**Problem to solve**
Carry none of the pictures over; set down the material below exactly.

**Data block**
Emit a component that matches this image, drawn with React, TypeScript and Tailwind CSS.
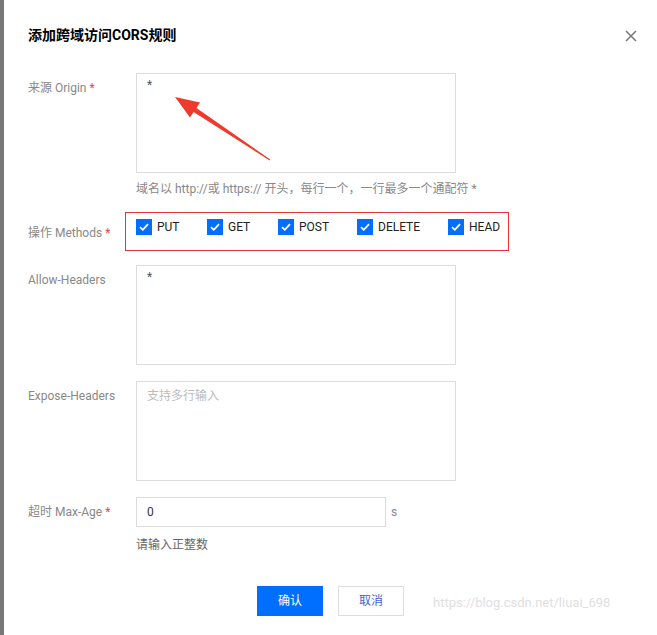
const methods = [
  { name: 'PUT', w: 'w-[71px]' },
  { name: 'GET', w: 'w-[71px]' },
  { name: 'POST', w: 'w-[79px]' },
  { name: 'DELETE', w: 'w-[91px]' },
  { name: 'HEAD', w: 'w-[55px]' },
];

function Check() {
  return (
    <span className="w-[16px] h-[16px] bg-[#006eff] flex items-center justify-center shrink-0">
      <svg width="10" height="8" viewBox="0 0 10 8" fill="none">
        <path d="M1 4.2 3.8 6.8 9 1.2" stroke="white" strokeWidth="1.8" />
      </svg>
    </span>
  );
}

function Label({ text, required, pt }: { text: string; required?: boolean; pt: string }) {
  return (
    <div className={`w-[108px] shrink-0 text-[12px] leading-[18px] text-[#888] ${pt}`}>
      {text}
      {required && <span className="text-[#e54545]"> *</span>}
    </div>
  );
}

export default function App() {
  return (
    <div
      className="relative w-[657px] h-[635px] bg-white flex overflow-hidden"
      style={{ fontFamily: 'Roboto, "Noto Sans CJK SC", sans-serif' }}
    >
      {/* overlay edge */}
      <div className="w-[4px] h-full bg-[#787878] shrink-0" />

      <div className="flex-1 pl-[24px] pt-[25px]">
        <div className="flex items-center justify-between pr-[20px] h-[20px]">
          <h1 className="text-[14px] leading-[20px] font-bold text-[#000]">添加跨域访问CORS规则</h1>
          <svg width="12" height="12" viewBox="0 0 12 12" className="mt-[2px]">
            <path d="M1 1 11 11M11 1 1 11" stroke="#777" strokeWidth="1.5" />
          </svg>
        </div>

        {/* Origin */}
        <div className="flex mt-[28px]">
          <Label text="来源 Origin" required pt="pt-[6px]" />
          <div className="w-[320px] h-[100px] border border-[#ddd] px-[10px] py-[2px] text-[12px] leading-[18px] text-[#555]">*</div>
        </div>
        <div className="ml-[108px] mt-[7px] text-[12px] leading-[18px] text-[#888]">
          域名以 http://或 https:// 开头，每行一个，一行最多一个通配符 *
        </div>

        {/* Methods */}
        <div className="flex mt-[14px]">
          <div className="w-[97px] shrink-0 text-[12px] leading-[18px] text-[#888] pt-[12px]">
            操作 Methods<span className="text-[#e54545]"> *</span>
          </div>
          <div className="w-[384px] h-[39px] border border-[#e0353d] flex items-start pl-[10px] pt-[6px]">
            {methods.map((m) => (
              <div key={m.name} className={`flex items-center gap-[5px] shrink-0 ${m.w}`}>
                <Check />
                <span className="text-[12px] leading-[16px] text-[#222]">{m.name}</span>
              </div>
            ))}
          </div>
        </div>

        {/* Allow-Headers */}
        <div className="flex mt-[14px]">
          <Label text="Allow-Headers" pt="pt-[6px]" />
          <div className="w-[320px] h-[100px] border border-[#ddd] px-[10px] py-[2px] text-[12px] leading-[18px] text-[#555]">*</div>
        </div>

        {/* Expose-Headers */}
        <div className="flex mt-[16px]">
          <Label text="Expose-Headers" pt="pt-[6px]" />
          <div className="w-[320px] h-[100px] border border-[#ddd] px-[10px] py-[5px] text-[12px] leading-[18px] text-[#bbb]">支持多行输入</div>
        </div>

        {/* Max-Age */}
        <div className="flex mt-[16px]">
          <Label text="超时 Max-Age" required pt="pt-[6px]" />
          <div className="w-[250px] h-[30px] border border-[#ddd] px-[10px] flex items-center text-[12px] text-[#333]">0</div>
          <span className="ml-[5px] text-[12px] leading-[30px] text-[#888]">s</span>
        </div>
        <div className="ml-[108px] mt-[9px] text-[12px] leading-[18px] text-[#666]">请输入正整数</div>

        {/* Buttons */}
        <div className="flex justify-center gap-[15px] mt-[32px] pr-[24px]">
          <button className="w-[66px] h-[30px] bg-[#006eff] text-white text-[12px]">确认</button>
          <button className="w-[66px] h-[30px] border border-[#ddd] bg-white text-[#3d63d3] text-[12px]">取消</button>
        </div>
      </div>

      {/* annotation arrow */}
      <svg className="absolute top-0 left-0 pointer-events-none" width="657" height="635" viewBox="0 0 657 635">
        <polygon
          points="175,97 200,102.5 196.4,107.9 270.3,159.6 269.7,160.4 193.6,112.1 190,117.5"
          fill="#f0392c"
        />
      </svg>

      {/* watermark */}
      <div className="absolute left-[433px] top-[594px] text-[13px] leading-[18px] text-[#e0e0e0]">
        https://blog.csdn.net/liuai_698
      </div>
    </div>
  );
}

**Reply to the exercise**
Emit a component that matches this image, drawn with React, TypeScript and Tailwind CSS.
const methods = [
  { name: 'PUT', w: 'w-[71px]' },
  { name: 'GET', w: 'w-[71px]' },
  { name: 'POST', w: 'w-[79px]' },
  { name: 'DELETE', w: 'w-[91px]' },
  { name: 'HEAD', w: 'w-[55px]' },
];

function Check() {
  return (
    <span className="w-[16px] h-[16px] bg-[#006eff] flex items-center justify-center shrink-0">
      <svg width="10" height="8" viewBox="0 0 10 8" fill="none">
        <path d="M1 4.2 3.8 6.8 9 1.2" stroke="white" strokeWidth="1.8" />
      </svg>
    </span>
  );
}

function Label({ text, required, pt }: { text: string; required?: boolean; pt: string }) {
  return (
    <div className={`w-[108px] shrink-0 text-[12px] leading-[18px] text-[#888] ${pt}`}>
      {text}
      {required && <span className="text-[#e54545]"> *</span>}
    </div>
  );
}

export default function App() {
  return (
    <div
      className="relative w-[657px] h-[635px] bg-white flex overflow-hidden"
      style={{ fontFamily: 'Roboto, "Noto Sans CJK SC", sans-serif' }}
    >
      {/* overlay edge */}
      <div className="w-[4px] h-full bg-[#787878] shrink-0" />

      <div className="flex-1 pl-[24px] pt-[25px]">
        <div className="flex items-center justify-between pr-[20px] h-[20px]">
          <h1 className="text-[14px] leading-[20px] font-bold text-[#000]">添加跨域访问CORS规则</h1>
          <svg width="12" height="12" viewBox="0 0 12 12" className="mt-[2px]">
            <path d="M1 1 11 11M11 1 1 11" stroke="#777" strokeWidth="1.5" />
          </svg>
        </div>

        {/* Origin */}
        <div className="flex mt-[28px]">
          <Label text="来源 Origin" required pt="pt-[6px]" />
          <div className="w-[320px] h-[100px] border border-[#ddd] px-[10px] py-[2px] text-[12px] leading-[18px] text-[#555]">*</div>
        </div>
        <div className="ml-[108px] mt-[7px] text-[12px] leading-[18px] text-[#888]">
          域名以 http://或 https:// 开头，每行一个，一行最多一个通配符 *
        </div>

        {/* Methods */}
        <div className="flex mt-[14px]">
          <div className="w-[97px] shrink-0 text-[12px] leading-[18px] text-[#888] pt-[12px]">
            操作 Methods<span className="text-[#e54545]"> *</span>
          </div>
          <div className="w-[384px] h-[39px] border border-[#e0353d] flex items-start pl-[10px] pt-[6px]">
            {methods.map((m) => (
              <div key={m.name} className={`flex items-center gap-[5px] shrink-0 ${m.w}`}>
                <Check />
                <span className="text-[12px] leading-[16px] text-[#222]">{m.name}</span>
              </div>
            ))}
          </div>
        </div>

        {/* Allow-Headers */}
        <div className="flex mt-[14px]">
          <Label text="Allow-Headers" pt="pt-[6px]" />
          <div className="w-[320px] h-[100px] border border-[#ddd] px-[10px] py-[2px] text-[12px] leading-[18px] text-[#555]">*</div>
        </div>

        {/* Expose-Headers */}
        <div className="flex mt-[16px]">
          <Label text="Expose-Headers" pt="pt-[6px]" />
          <div className="w-[320px] h-[100px] border border-[#ddd] px-[10px] py-[5px] text-[12px] leading-[18px] text-[#bbb]">支持多行输入</div>
        </div>

        {/* Max-Age */}
        <div className="flex mt-[16px]">
          <Label text="超时 Max-Age" required pt="pt-[6px]" />
          <div className="w-[250px] h-[30px] border border-[#ddd] px-[10px] flex items-center text-[12px] text-[#333]">0</div>
          <span className="ml-[5px] text-[12px] leading-[30px] text-[#888]">s</span>
        </div>
        <div className="ml-[108px] mt-[9px] text-[12px] leading-[18px] text-[#666]">请输入正整数</div>

        {/* Buttons */}
        <div className="flex justify-center gap-[15px] mt-[32px] pr-[24px]">
          <button className="w-[66px] h-[30px] bg-[#006eff] text-white text-[12px]">确认</button>
          <button className="w-[66px] h-[30px] border border-[#ddd] bg-white text-[#3d63d3] text-[12px]">取消</button>
        </div>
      </div>

      {/* annotation arrow */}
      <svg className="absolute top-0 left-0 pointer-events-none" width="657" height="635" viewBox="0 0 657 635">
        <polygon
          points="175,97 200,102.5 196.4,107.9 270.3,159.6 269.7,160.4 193.6,112.1 190,117.5"
          fill="#f0392c"
        />
      </svg>

      {/* watermark */}
      <div className="absolute left-[433px] top-[594px] text-[13px] leading-[18px] text-[#e0e0e0]">
        https://blog.csdn.net/liuai_698
      </div>
    </div>
  );
}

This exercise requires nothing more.